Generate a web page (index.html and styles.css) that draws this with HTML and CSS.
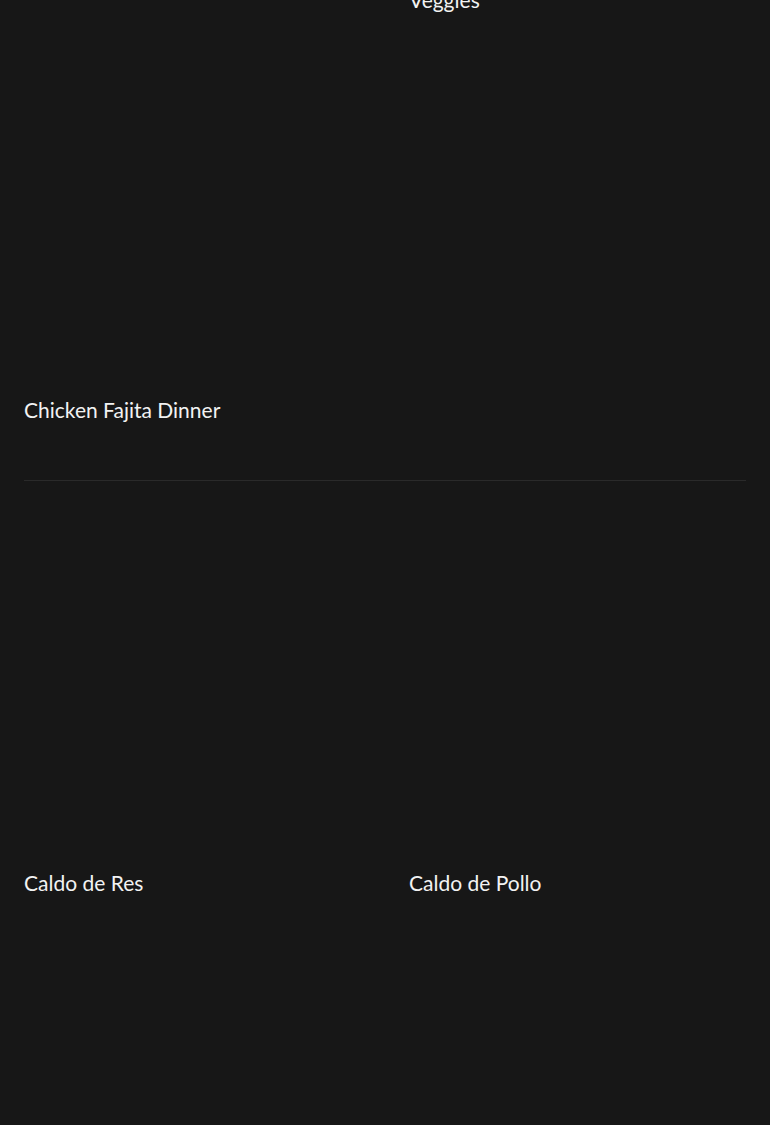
FILE: index.html
```html
<!DOCTYPE html>
<html lang="en">
<head>
<meta charset="utf-8">
<title>Recipes</title>
<link rel="stylesheet" href="styles.css">
</head>
<body>
<main class="page">
  <section class="section section-first">
    <div class="grid">
      <article class="card">
        <div class="thumb"></div>
        <h3 class="title">Chicken Tinga Tacos</h3>
      </article>
      <article class="card">
        <div class="thumb"></div>
        <h3 class="title">Sheet Pan Chicken and<br>Veggies</h3>
      </article>
      <article class="card">
        <div class="thumb"></div>
        <h3 class="title">Chicken Fajita Dinner</h3>
      </article>
    </div>
  </section>
  <section class="section">
    <div class="grid">
      <article class="card">
        <div class="thumb"></div>
        <h3 class="title">Caldo de Res</h3>
      </article>
      <article class="card">
        <div class="thumb"></div>
        <h3 class="title">Caldo de Pollo</h3>
      </article>
      <article class="card">
        <div class="thumb"></div>
        <h3 class="title">Sopa de Fideo</h3>
      </article>
      <article class="card">
        <div class="thumb"></div>
        <h3 class="title">Pozole Rojo</h3>
      </article>
    </div>
  </section>
</main>
</body>
</html>
```
FILE: styles.css
```css
html, body {
  margin: 0;
  padding: 0;
  background: #171717;
}
body {
  font-family: "Lato", "Open Sans", sans-serif;
  color: #f2f2f2;
}
.page {
  padding: 0 24px;
}
.section {
  padding: 39px 0 56px;
  border-bottom: 1px solid #2a2a2a;
}
.section-first {
  margin-top: -391px;
  padding-top: 0;
}
.grid {
  display: grid;
  grid-template-columns: 1fr 1fr;
  column-gap: 48px;
  row-gap: 33px;
  align-items: start;
}
.thumb {
  aspect-ratio: 1 / 1;
  background: #171717;
}
.title {
  margin: 12px 0 0;
  font-size: 21px;
  line-height: 28px;
  font-weight: 400;
}
```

Problem description:
Show, from the material above, each line that includes the string "index".

Correct answer:
Generate a web page (index.html and styles.css) that draws this with HTML and CSS.
FILE: index.html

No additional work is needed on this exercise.